A ello hay que agregar las muchas complicidades (y sociedades) externas con las que completan su poder. Estas extensiones se diversifican en inacabables actores, visiones e instituciones que conforman el envolvente general. Empresas trasnacionales, organismos multinacionales, medios de comunicación globales, gobiernos intervencionistas, centros de análisis, tratados de distinto calado y propósito y demás, actúan en favor de proseguir con el orden establecido.
En el fondo, se entiende bien el efectivo concepto de polarización. En esta realidad, llamada de competencia, cristalizan las muchas diferencias de clase y calidades personales. Competir implica perder y ganar. Unos ganan más y otros, la casi totalidad de las veces, pierden todo. Y esos que quedan varados en el reparto, apenas pergeñan un exiguo 18 por ciento del total de los ingresos nacionales. Esto y no otra narrativa interesada y circunstancial forma la base polarizante. Es, en esas masas, incapaces de afrontar con éxito tan asfixiante realidad, donde se va conformando un ambiente de identidades y hasta de lenguaje distinto. Ahí se condensan enormes diferencias, éstas sí, polarizantes. Lo demás son emanaciones que sirven para sostener intereses precisos.

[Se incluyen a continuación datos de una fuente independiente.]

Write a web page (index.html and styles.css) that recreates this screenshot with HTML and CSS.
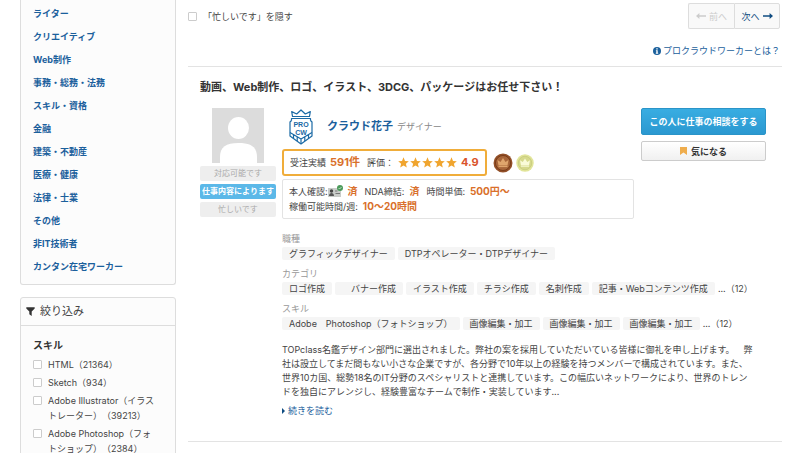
FILE: index.html
```
<!DOCTYPE html>
<html lang="ja">
<head>
    <meta charset="UTF-8">
    <meta name="viewport" content="width=device-width, initial-scale=1.0">
    <title>クラウドワーカー検索</title>
    <link rel="stylesheet" href="styles.css">
</head>
<body>

    <div class="container">
        <aside class="sidebar">
            <nav class="panel categories">
                <ul>
                    <li><a href="#">ライター</a></li>
                    <li><a href="#">クリエイティブ</a></li>
                    <li><a href="#">Web制作</a></li>
                    <li><a href="#">事務・総務・法務</a></li>
                    <li><a href="#">スキル・資格</a></li>
                    <li><a href="#">金融</a></li>
                    <li><a href="#">建築・不動産</a></li>
                    <li><a href="#">医療・健康</a></li>
                    <li><a href="#">法律・士業</a></li>
                    <li><a href="#">その他</a></li>
                    <li><a href="#">非IT技術者</a></li>
                    <li><a href="#">カンタン在宅ワーカー</a></li>
                </ul>
            </nav>

            <section class="panel filter">
                <h2 class="filter-title">
                    <svg class="icon" width="9" height="9" viewBox="0 0 9 9"><path d="M0.3 0.3h8.4v1.2L5.7 4.6V9L3.3 7.3V4.6L0.3 1.5z" fill="#333"/></svg>
                    絞り込み
                </h2>
                <div class="filter-body">
                    <h3>スキル</h3>
                    <label class="check"><input type="checkbox"><span>HTML（21364）</span></label>
                    <label class="check"><input type="checkbox"><span>Sketch（934）</span></label>
                    <label class="check"><input type="checkbox"><span>Adobe Illustrator（イラストレーター）（39213）</span></label>
                    <label class="check"><input type="checkbox"><span>Adobe Photoshop（フォトショップ）（2384）</span></label>
                </div>
            </section>
        </aside>

        <main class="content">
            <div class="toolbar">
                <label class="check"><input type="checkbox"><span>「忙しいです」を隠す</span></label>
                <div class="pager">
                    <button type="button" disabled>
                        <svg width="10" height="6" viewBox="0 0 10 6"><path d="M0 3l3.4-3v2.2H10v1.6H3.4V6z" fill="#ccc"/></svg>
                        前へ
                    </button>
                    <button type="button">
                        次へ
                        <svg width="10" height="6" viewBox="0 0 10 6"><path d="M10 3L6.6 0v2.2H0v1.6h6.6V6z" fill="#0f4c81"/></svg>
                    </button>
                </div>
            </div>
            <p class="about">
                <a href="#">
                    <svg width="8" height="8" viewBox="0 0 8 8"><circle cx="4" cy="4" r="4" fill="#1b609c"/><path d="M3.3 1.2h1.4v1.2H3.3zM2.9 3.2h1.8v2.6h.5v.9H2.8v-.9h.5V4.1h-.4z" fill="#fff"/></svg>
                    プロクラウドワーカーとは？
                </a>
            </p>

            <article class="worker">
                <h2 class="worker-title">動画、Web制作、ロゴ、イラスト、3DCG、パッケージはお任せ下さい！</h2>
                <div class="worker-body">
                    <div class="status">
                        <svg class="avatar" width="52" height="55" viewBox="0 0 52 55">
                            <rect width="52" height="55" fill="#dcdcdc"/>
                            <ellipse cx="26.5" cy="20" rx="10.5" ry="11" fill="#fff"/>
                            <path d="M8 55V49C8 39 14 35 26.500 35S45 39 45 49v6z" fill="#fff"/>
                        </svg>
                        <span class="badge">対応可能です</span>
                        <span class="badge active">仕事内容によります</span>
                        <span class="badge">忙しいです</span>
                    </div>

                    <div class="detail">
                        <div class="summary">
                            <div class="profile">
                                <div class="name-row">
                                    <svg class="pro" width="24" height="36" viewBox="0 0 24 36">
                                        <g fill="none" stroke="#1b6aa5" stroke-width="1.2" stroke-linejoin="round">
                                            <path d="M3.5 7.500L2.7 2.6l5 2.400L12 1l4.300 4 5-2.400L20.500 7.500z"/>
                                            <path d="M2.500 11.500V9.500h19v2M2.500 11.500L1 13v14l11 8 11-8V13l-1.500-1.500"/>
                                            <path d="M1 23.500l11 6.500 11-6.500M4.500 25.700v3.600M8.200 28v4M12 30v4.500M15.800 28v4M19.500 25.700v3.600"/>
                                        </g>
                                        <text x="12" y="18" text-anchor="middle" class="pro-text">PRO</text>
                                        <text x="12" y="26" text-anchor="middle" class="pro-text">CW</text>
                                    </svg>
                                    <a class="name" href="#">クラウド花子</a>
                                    <span class="job">デザイナー</span>
                                </div>

                                <div class="rating-row">
                                    <div class="rating">
                                        <span>受注実績</span>
                                        <strong>591件</strong>
                                        <span class="score-label">評価：</span>
                                        <svg width="59" height="11" viewBox="0 0 59 11">
                                            <defs>
                                                <path id="star" d="M5.500 0.300L7 3.900l3.800.3-2.900 2.500.9 3.800-3.300-2-3.300 2 .9-3.800L.2 4.200 4 3.900z"/>
                                            </defs>
                                            <g fill="#f0a52f">
                                                <use href="#star"/>
                                                <use href="#star" x="12"/>
                                                <use href="#star" x="24"/>
                                                <use href="#star" x="36"/>
                                                <use href="#star" x="48"/>
                                            </g>
                                        </svg>
                                        <strong class="score">4.9</strong>
                                    </div>
                                    <svg width="20" height="20" viewBox="0 0 20 20">
                                        <circle cx="10" cy="10" r="9.500" fill="#935028"/>
                                        <circle cx="10" cy="10" r="7.500" fill="#a8663a" stroke="#6f3513" stroke-width=".8"/>
                                        <path d="M5.500 12.500L4.500 7l3 2L10 5l2.500 4 3-2-1 5.500z" fill="#dfa56c"/>
                                        <path d="M5.500 13.500h9" stroke="#dfa56c" stroke-width="1.200"/>
                                    </svg>
                                    <svg width="18" height="18" viewBox="0 0 20 20">
                                        <circle cx="10" cy="10" r="9.700" fill="#e2e59a"/>
                                        <circle cx="10" cy="10" r="7.500" fill="#d6d98c" stroke="#c3c77a" stroke-width=".8"/>
                                        <path d="M5.500 12.500L4.500 7l3 2L10 5l2.500 4 3-2-1 5.500z" fill="#fafbd8"/>
                                        <path d="M5.500 13.500h9" stroke="#fafbd8" stroke-width="1.200"/>
                                    </svg>
                                </div>

                                <div class="conditions">
                                    <div class="line">
                                        <span class="term">本人確認:<svg width="15" height="13" viewBox="0 0 15 13"><rect y="3" width="13" height="9" fill="#c9ccc9"/><circle cx="3.500" cy="6" r="1.700" fill="#444"/><path d="M1 11c0-4 5-4 5 0z" fill="#555"/><path d="M7 6h2.500M7.500 8.500H12" stroke="#777" stroke-width="1.200"/><circle cx="12" cy="3" r="3" fill="#4b9a5b"/><path d="M10.600 3l1 1 1.900-2" fill="none" stroke="#d8f0dc" stroke-width=".8"/></svg></span>
                                        <strong>済</strong>
                                        <span class="next">NDA締結:</span>
                                        <strong>済</strong>
                                        <span class="next">時間単価:</span>
                                        <strong>500円〜</strong>
                                    </div>
                                    <div class="line">
                                        <span>稼働可能時間/週:</span>
                                        <strong>10〜20時間</strong>
                                    </div>
                                </div>
                            </div>

                            <div class="actions">
                                <button type="button" class="btn btn-primary">この人に仕事の相談をする</button>
                                <button type="button" class="btn btn-default">
                                    <svg width="7" height="8" viewBox="0 0 7 8"><path d="M0 0h7v8L3.500 5.500 0 8z" fill="#efad4d"/></svg>
                                    気になる
                                </button>
                            </div>
                        </div>

                        <dl class="tags">
                            <dt>職種</dt>
                            <dd>
                                <span class="tag">グラフィックデザイナー</span>
                                <span class="tag">DTPオペレーター・DTPデザイナー</span>
                            </dd>
                            <dt>カテゴリ</dt>
                            <dd>
                                <span class="tag">ロゴ作成</span>
                                <span class="tag">　バナー作成</span>
                                <span class="tag">イラスト作成</span>
                                <span class="tag">チラシ作成</span>
                                <span class="tag">名刺作成</span>
                                <span class="tag">記事・Webコンテンツ作成</span>
                                <span>...（12）</span>
                            </dd>
                            <dt>スキル</dt>
                            <dd>
                                <span class="tag">Adobe　Photoshop（フォトショップ）</span>
                                <span class="tag">画像編集・加工</span>
                                <span class="tag">画像編集・加工</span>
                                <span class="tag">画像編集・加工</span>
                                <span>...（12）</span>
                            </dd>
                        </dl>

                        <p class="description">
                            TOPclass名鑑デザイン部門に選出されました。弊社の案を採用していただいている皆様に御礼を申し上げます。　弊<br>
                            社は設立してまだ間もない小さな企業ですが、各分野で10年以上の経験を持つメンバーで構成されています。また、<br>
                            世界10カ国、総勢18名のIT分野のスペシャリストと連携しています。この幅広いネットワークにより、世界のトレン<br>
                            ドを独自にアレンジし、経験豊富なチームで制作・実装しています...
                        </p>
                        <a class="more" href="#">
                            <svg width="3" height="6" viewBox="0 0 3 6"><path d="M0 0l3 3-3 3z" fill="#0f4c81"/></svg>
                            続きを読む
                        </a>
                    </div>
                </div>
            </article>
        </main>
    </div>

</body>
</html>
```
FILE: styles.css
```
* {
    box-sizing: border-box;
}

body {
    margin: 0;
    background: #fff;
    color: #444;
    font-family: Inter, "Noto Sans CJK JP", sans-serif;
    font-size: 9px;
    line-height: 15px;
    text-spacing-trim: space-all;
}

a {
    color: #1b609c;
    text-decoration: none;
}

h2, h3, p, ul, dl, dd {
    margin: 0;
    padding: 0;
}

svg {
    flex: none;
}

button {
    font: inherit;
    cursor: pointer;
}

.container {
    display: flex;
    align-items: flex-start;
    gap: 12px;
    padding: 0 17px 0 20px;
}

/* サイドバー */
.sidebar {
    flex: 0 0 156px;
}

.panel {
    background: #fcfcfc;
    border: 1px solid #ddd;
    border-radius: 3px;
}

.categories {
    border-top: 0;
    border-radius: 0 0 3px 3px;
    padding: 2px 12px 6px;
    margin-bottom: 12px;
}

.categories ul {
    list-style: none;
}

.categories a {
    display: block;
    line-height: 23px;
    font-weight: bold;
}

.filter-title {
    display: flex;
    align-items: center;
    gap: 5px;
    height: 28px;
    padding: 0 5px;
    border-bottom: 1px solid #ddd;
    font-size: 11px;
    font-weight: normal;
}

.filter-body {
    padding: 12px 17px 12px 12px;
}

.filter-body h3 {
    margin-bottom: 4px;
    font-size: 10px;
    color: #333;
}

.check {
    display: flex;
    align-items: flex-start;
    gap: 6px;
    margin-bottom: 3px;
}

.check input {
    appearance: none;
    flex: none;
    width: 9px;
    height: 9px;
    margin: 3px 0 0;
    border: 1px solid #ccc;
    border-radius: 1px;
    background: #fff;
}

/* メイン */
.content {
    flex: 1;
    min-width: 0;
}

.toolbar {
    display: flex;
    justify-content: space-between;
    align-items: center;
    padding: 3px 2px 0 0;
}

.toolbar .check {
    margin: 0;
}

.pager {
    display: flex;
}

.pager button {
    display: flex;
    align-items: center;
    justify-content: center;
    gap: 3px;
    width: 46px;
    height: 26px;
    padding: 0;
    border: 1px solid #ddd;
    border-radius: 0 2px 2px 0;
    background: #f9f9f9;
    color: #0f4c81;
}

.pager button:first-child {
    border-right: 0;
    border-radius: 2px 0 0 2px;
    color: #ccc;
}

.about {
    padding: 14px 2px 8px 0;
}

.about a {
    display: flex;
    align-items: center;
    justify-content: flex-end;
    gap: 2px;
}

.worker {
    padding: 12px 12px 23px;
    border-top: 1px solid #e3e3e3;
    border-bottom: 1px solid #e3e3e3;
}

.worker-title {
    margin-bottom: 13px;
    font-size: 11px;
    line-height: 16px;
    color: #333;
}

.worker-body {
    display: flex;
    gap: 6px;
}

.status {
    display: flex;
    flex: 0 0 76px;
    flex-direction: column;
    align-items: center;
    gap: 3px;
}

.badge {
    width: 100%;
    border-radius: 2px;
    background: #eee;
    color: #aaa;
    font-size: 8px;
    text-align: center;
    white-space: nowrap;
}

.badge.active {
    background: #5bb8e8;
    color: #fff;
    font-weight: bold;
}

.detail {
    flex: 1;
    min-width: 0;
}

.summary {
    display: flex;
    gap: 7px;
    margin-bottom: 12px;
}

.profile {
    flex: 1;
}

.name-row {
    display: flex;
    align-items: center;
    height: 37px;
    margin-bottom: 4px;
    padding-left: 7px;
}

.pro-text {
    fill: #1b6aa5;
    font-family: "Liberation Sans", Arial, sans-serif;
    font-size: 7px;
    font-weight: bold;
}

.name {
    margin: 0 4px 0 14px;
    font-size: 11px;
    font-weight: bold;
}

.job {
    color: #888;
}

.rating-row {
    display: flex;
    align-items: center;
    gap: 3px;
    margin-bottom: 3px;
}

.rating {
    display: flex;
    align-items: center;
    gap: 4px;
    height: 27px;
    margin-right: 3px;
    padding: 0 6px;
    border: 2px solid #f0ad3a;
    border-radius: 3px;
}

.profile strong {
    color: #d9702b;
    font-size: 10px;
}

.profile .rating strong {
    font-size: 11px;
}

.profile .rating .score {
    color: #d9532b;
}

.score-label {
    margin-left: 3px;
}

.conditions {
    padding: 4px 6px;
    border: 1px solid #e3e3e3;
    border-radius: 2px;
}

.line {
    display: flex;
    align-items: center;
    gap: 5px;
}

.term {
    display: flex;
    align-items: center;
}

.next {
    margin-left: 2px;
}

.actions {
    display: flex;
    flex: 0 0 125px;
    flex-direction: column;
    gap: 6px;
    margin-right: 4px;
}

.btn {
    display: flex;
    align-items: center;
    justify-content: center;
    gap: 4px;
    padding: 0;
    border-radius: 2px;
}

.btn-primary {
    height: 27px;
    border: 1px solid #2a94c8;
    background: linear-gradient(#38ade2, #2b98d0);
    color: #fff;
    font-weight: bold;
}

.btn-default {
    height: 20px;
    border: 1px solid #ccc;
    background: linear-gradient(#fff, #f0f0f0);
    color: #333;
    font-weight: bold;
}

.tags dt {
    color: #999;
}

.tags dd {
    display: flex;
    gap: 3px;
    margin: 1px 0 6px;
    line-height: 13px;
    white-space: nowrap;
}

.tag {
    padding: 0 7px;
    border-radius: 2px;
    background: #f5f5f5;
}

.description {
    margin: 13px 0 4px;
    line-height: 14px;
}

.more {
    display: flex;
    align-items: center;
    gap: 3px;
}
```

En efecto, lo que se quiere es retornar a los ventajosos modos de antes. En la trastienda de muchos de los retobos y pronunciamientos opositores bulle el modelo concentrador con la conocida élite al mando. Apañarse, año con año, de 60 por ciento (para menos de 1 por ciento) del ingreso nacional, deja apenas migajas para el resto. Nada nuevo, sólo una plegaria por la lenta transición.